We can have years after years left on our educational journeys to get credentials to land a decent paying job. While that’s just life, I’m worried the United States is at an impasse.

Higher education is now a much stricter requirement for the ‘entry’ level employment arena. I don’t believe there are no jobs out there, there certainly are. However, many are not that which you can have a family with.

That worries me. Millennials, quite frankly, do not live up to older generations’ stereotypes of promiscuity. We’re not having families or getting married.

We usually require more incomes than a nuclear family unit can provide to actually give our children more than a ‘good luck and get out’ when they turn 18.

If everyone must go to college to be able to make any college doable for their children, won’t that impact families?

Even Sinclair’s tuition and fees increased. That fee increase came with a second levy increase, too. I don’t feel like there’s an incentive to have a family. Nowadays, people just opt for dogs. That has consequences.

Many areas in Dayton struggle to give their children more than the bare bones. I’d hope we aren’t ignorant to the hungry children and our opioid epidemic. What does that mean for the future?

It could mean many things. We could see a decline in quality of life. With that decline we will also see exacerbated class conflicts. What amount of unique social cohesion Dayton has could be shaken up in as little as a generation.

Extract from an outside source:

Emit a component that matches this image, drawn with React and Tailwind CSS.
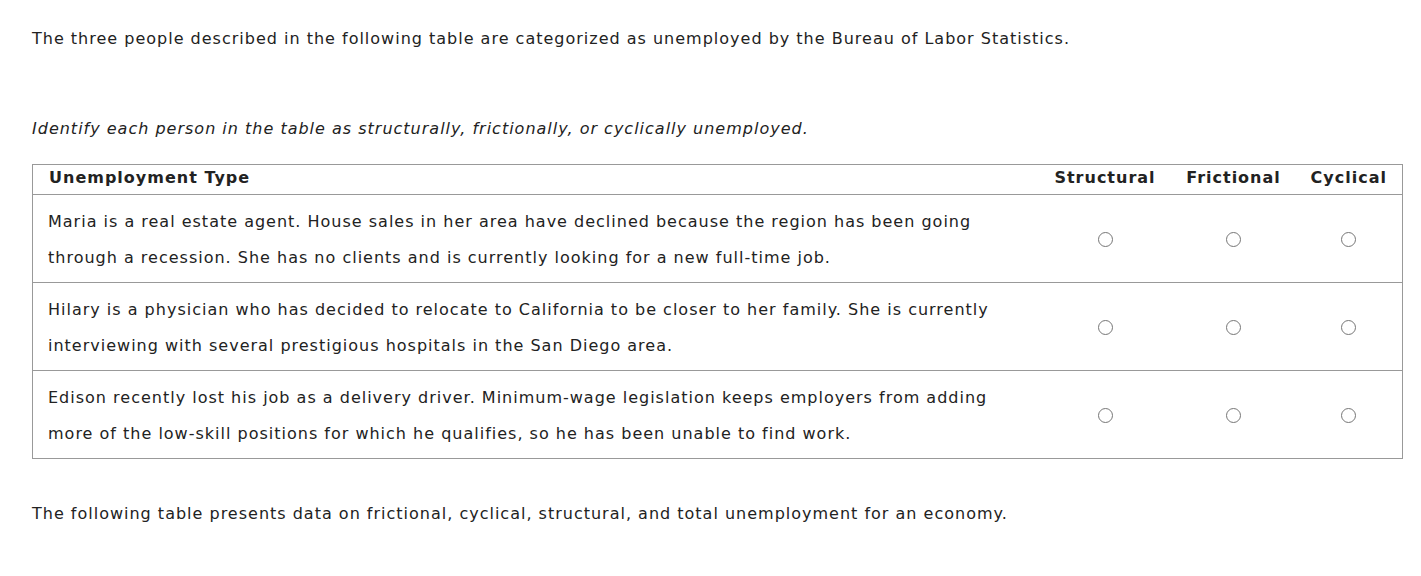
const rows = [
  [
    "Maria is a real estate agent. House sales in her area have declined because the region has been going",
    "through a recession. She has no clients and is currently looking for a new full-time job.",
  ],
  [
    "Hilary is a physician who has decided to relocate to California to be closer to her family. She is currently",
    "interviewing with several prestigious hospitals in the San Diego area.",
  ],
  [
    "Edison recently lost his job as a delivery driver. Minimum-wage legislation keeps employers from adding",
    "more of the low-skill positions for which he qualifies, so he has been unable to find work.",
  ],
];

function Radio() {
  return <span className="inline-block w-[15px] h-[15px] rounded-full border border-[#767676] bg-white align-middle"></span>;
}

export default function App() {
  return (
    <div className="min-h-screen bg-white text-[#222] text-[16px] tracking-[1px] px-[32px] pt-[28px] font-['DejaVu_Sans',Verdana,sans-serif]">
      <p className="leading-[22px]">
        The three people described in the following table are categorized as unemployed by the Bureau of Labor Statistics.
      </p>
      <p className="mt-[68px] italic leading-[22px]">
        Identify each person in the table as structurally, frictionally, or cyclically unemployed.
      </p>
      <table className="mt-[24px] w-[1371px] table-fixed border-collapse border border-[#999]">
        <thead>
          <tr className="h-[30px] border-b border-[#999]">
            <th className="text-left font-bold px-[16px] pb-[3px]">Unemployment Type</th>
            <th className="font-bold px-0 pb-[3px] w-[133px] whitespace-nowrap">Structural</th>
            <th className="font-bold px-0 pb-[3px] w-[124px] whitespace-nowrap">Frictional</th>
            <th className="font-bold px-0 pb-[3px] w-[107px] whitespace-nowrap">Cyclical</th>
          </tr>
        </thead>
        <tbody>
          {rows.map((r, i) => (
            <tr key={i} className="h-[88px] border-b border-[#999]">
              <td className="px-[15px] pt-[2px] leading-[36px]">
                {r[0]}
                <br />
                {r[1]}
              </td>
              <td className="text-center"><Radio /></td>
              <td className="text-center"><Radio /></td>
              <td className="text-center"><Radio /></td>
            </tr>
          ))}
        </tbody>
      </table>
      <p className="mt-[44px] leading-[22px]">
        The following table presents data on frictional, cyclical, structural, and total unemployment for an economy.
      </p>
    </div>
  );
}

People are more than married to their careers now. They’re married to their debt–and their career. That’s polygamy.

Does the United States want those that want to help lead the country in industry and every field to be overcome by the weight of dollar signs?

If the pathway to keep the United States among the world powers in the marketplace is one that is also not good for our families, we will encounter massive lifestyle changes.

We’ll lose a large part of the American dream. If we switch to a trade skills society, we won’t be burdened by the debt of trying to place America on top. However, we’ll lose control of our economy.

Foreign countries have long keyed into our education system’s advantages to bolster their countries. They’ve played the game the United States offers. Meanwhile, we are often scorned for it while we greatly benefit the international education community.

Why then, do we not focus on our citizen’s futures most? Universities like the University of Dayton and Wright State have happily welcomed, for great monetary gain, large percentages of foreign students.

The next step for American students, at this point, is to become like that of countries which make use of America’s opportunity. What does that say for the state of American education? Where only the rich or those that check the most boxes will access that mobility?

Will we be sending our children outside our own country to try and make a life for those that remain?

While I’m hoping not, perhaps it is time for American college students to wake up.

Now is the time to fight for what you want with every tooth and nail you have at your disposal. If you don’t take every opportunity you have here and run with it, you’re welcoming someone to come take it from you.